Lizz Winstead, co-creator and former head writer of The Daily Show and co-founder of Air America Radio, has recorded a message of support for the members of United Steelworkers (USW) Local 7-699 who are locked out of their jobs in Metropolis, Ill. by the defense contractor Honeywell, for In These Times.
The video message came about after Winstead met Working In These Times contributor Mike Elk at this year’s Netroots Nation conference in Minneapolis. She praised Elk’s reporting on the Honeywell lockout for Working In These Times and AlterNet, and expressed surprise and outrage that a story with such ramifications had not been widely covered elsewhere. (Read his coverage of the struggle here, here and here; his Democracy Now! interview about the story is here.)
Elk, in turn, suggested the USW members would appreciate any message of support that helped bring their struggle to greater prominence. Tomorrow will mark one year since around 220 Honeywell employees were prevented from entering the uranium conversion plant and doing their jobs.

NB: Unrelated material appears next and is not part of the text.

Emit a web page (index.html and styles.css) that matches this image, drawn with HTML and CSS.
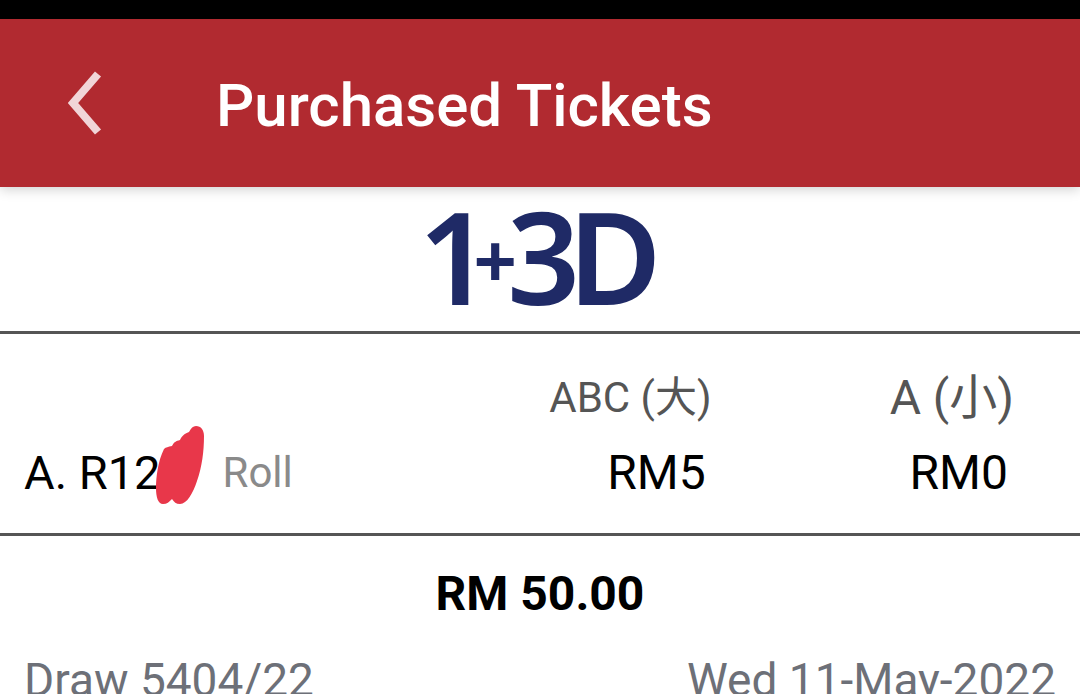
FILE: index.html
```html
<!doctype html>
<html lang="en">
    <head>
        <meta charset="UTF-8" />
        <meta name="viewport" content="width=device-width, initial-scale=1.0" />
        <title>Purchased Tickets</title>
        <link rel="stylesheet" href="styles.css">
    </head>
    <body>
        <div class="status-bar"></div>
        <header class="app-bar">
            <button class="back" type="button" aria-label="Back">
                <svg width="34" height="64" viewBox="0 0 34 64" aria-hidden="true">
                    <path d="M30 3 L5 32 L30 61" />
                </svg>
            </button>
            <h1>Purchased Tickets</h1>
        </header>
        <main>
            <h2 class="logo"><span>1</span><span class="plus">+</span><span>3</span><span>D</span></h2>
            <table class="bets">
                <thead>
                    <tr>
                        <td></td>
                        <th class="big" scope="col">ABC (大)</th>
                        <th class="small" scope="col">A (小)</th>
                    </tr>
                </thead>
                <tbody>
                    <tr>
                        <th scope="row">
                            <div class="entry">
                                <span>A. R12</span>
                                <svg class="scribble" width="50" height="80" viewBox="0 0 50 80" aria-hidden="true">
                                    <path d="M41 1 C46 1 49 5 49 11 C49 26 47 42 42 56 C38 68 32 79 25 79 C21 79 19 77 17 74 C14 77 12 79 8 79 C3 79 1 72 1 63 C1 52 3 36 9 24 C11 22 13 22 17 21 C19 17 21 16 25 15 C27 11 29 9 34 7 C36 3 38 1 41 1 Z" />
                                </svg>
                                <span class="type">Roll</span>
                            </div>
                        </th>
                        <td>RM5</td>
                        <td>RM0</td>
                    </tr>
                </tbody>
            </table>
            <p class="total">RM 50.00</p>
            <div class="draw">
                <span>Draw 5404/22</span>
                <span>Wed 11-May-2022</span>
            </div>
        </main>
    </body>
</html>
```
FILE: styles.css
```css
body {
    font-family: Roboto, "Noto Sans CJK SC", sans-serif;
    font-size: 48px;
    line-height: 56px;
    background-color: #fff;
    color: #000;
    margin: 0;
    overflow: hidden;
}

.status-bar {
    height: 19px;
    background-color: #000;
}

.app-bar {
    display: flex;
    align-items: center;
    gap: 62px;
    height: 168px;
    padding: 0 16px;
    background-color: #b12a30;
    box-shadow: 0 2px 12px rgba(0, 0, 0, 0.2);
}

.back {
    display: flex;
    padding: 16px 52px;
    border: none;
    background: none;
    cursor: pointer;
}

.back path {
    fill: none;
    stroke: #f1d5d8;
    stroke-width: 8px;
}

h1 {
    margin: 0;
    padding-top: 6px;
    color: #fff;
    font-size: 60px;
    font-weight: 500;
    line-height: 72px;
}

.logo {
    display: flex;
    justify-content: center;
    align-items: center;
    height: 138px;
    margin: 0;
    padding-bottom: 6px;
    color: #1f2a66;
    font-family: "Noto Sans", sans-serif;
    font-size: 128px;
    font-weight: 600;
    line-height: 138px;
}

.logo span {
    margin: 0 -6px;
}

.logo .plus {
    margin: 0 -4px 0 -12px;
    padding-top: 6px;
    font-size: 76px;
    font-weight: 700;
}

.bets {
    width: 100%;
    table-layout: fixed;
    border-collapse: collapse;
    border-top: 3px solid #555;
    border-bottom: 3px solid #555;
}

.bets th,
.bets td {
    padding: 19px 72px 32px 0;
    font-weight: 400;
    text-align: right;
    white-space: nowrap;
}

.bets thead th {
    padding: 36px 66px 0 0;
    color: #555;
}

.bets thead td {
    padding: 0;
}

.bets .big {
    width: 33%;
    box-sizing: border-box;
    font-size: 42px;
}

.bets .small {
    width: 28%;
    box-sizing: border-box;
}

.bets tbody th {
    padding-left: 24px;
    padding-right: 0;
}

.entry {
    display: flex;
    align-items: center;
    font-size: 47px;
}

.scribble {
    margin: -20px 18px -4px -6px;
    fill: #e8374a;
}

.type {
    color: #8a8a8a;
    font-size: 42px;
}

.total {
    margin: 30px 0;
    font-weight: 700;
    text-align: center;
}

.draw {
    display: flex;
    justify-content: space-between;
    padding: 0 24px;
    color: #6d7078;
    font-size: 46px;
}
```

Back in October 2010, labor historian and author Joe Burns wrote on this blog that the Honeywell lockout was “perhaps the highest profile ongoing dispute” between workers and their employer in the U.S. However, while labor struggles in the Midwest have attained a new prominence in the media in the months since, the focus has mostly been on anti-union legislation by local politicians in Wisconsin and elsewhere. Honeywell CEO David Cote’s own fight with workers has received less media attention, even though (or perhaps because?) Cote is a close advisor to President Obama.
Winstead is currently touring the United States in support of Planned Parenthood.